Sparks are fascinating, but there's more to be done. I have used the coil to power a "lightning ball," consisting of a clear incandescent bulb mounted on a porcelain base. If you attach one lead to the screw terminal base and the other to an outside terminal made from a bend of heavy wire (like a length of coat hangar) you can make a plasma ball. Unlike the cute plasma spheres you can touch, do not touch this one!

Someone's bound to ask if you can power a Tesla coil with this outfit. You will need other components to do so, but I would say yes. I haven't tried it, but I have read about others using ignition coils as power supplies for Tesla coils.

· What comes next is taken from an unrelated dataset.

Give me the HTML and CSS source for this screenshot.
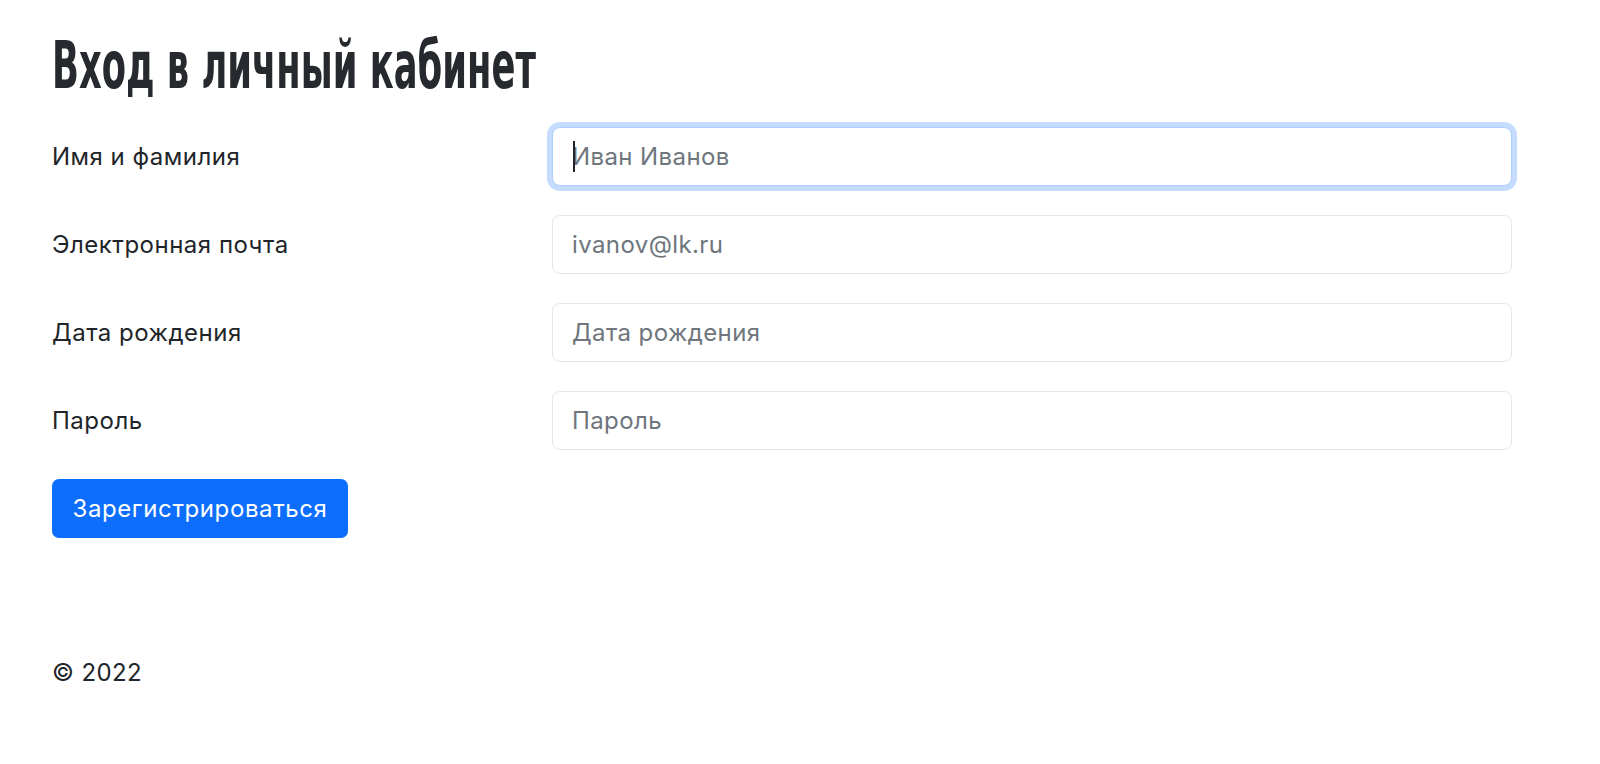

A search of the net can turn up other uses for a high voltage power source.

BE SAFE, PLEASE. Use good sense and good technique when handling high voltage equipment.

Update 12/10/2013: Here's another use for the spark coil-dimmer switch apparatus:

Step 6: Addendum: a Simpler, More Compact Version of the Coil Driver

After finishing this write-up, I wanted to try a rotary-style dimmer and see how it compared to the slider model I used first. Rather than go through the whole rigamarole of the wooden box, clothespin, etc., I just got a plastic electrical box (the kind contractors use when installing house wiring). Home centers and Wal-Mart have these very cheaply. I paid less than 30 cents for a gray plastic one. I next found a new rotary style 600 watt dimmer at Lowe's for less than $5. The dimmer, like any other household electrical switch, is made to fit a standard sized box like this, so it all went together very easily. With simple crimp connectors I wired up the dimmer to a 250v, 2.2uF film capacitor (25 cents for the cap) and used two salvaged power cords going in and out. Total cost, less than $6.

And it works just fine. The rotary switch is pushed in to be "on," then adjusted by twisting the dial. It seems to have a greater range of operation than the sliding switch.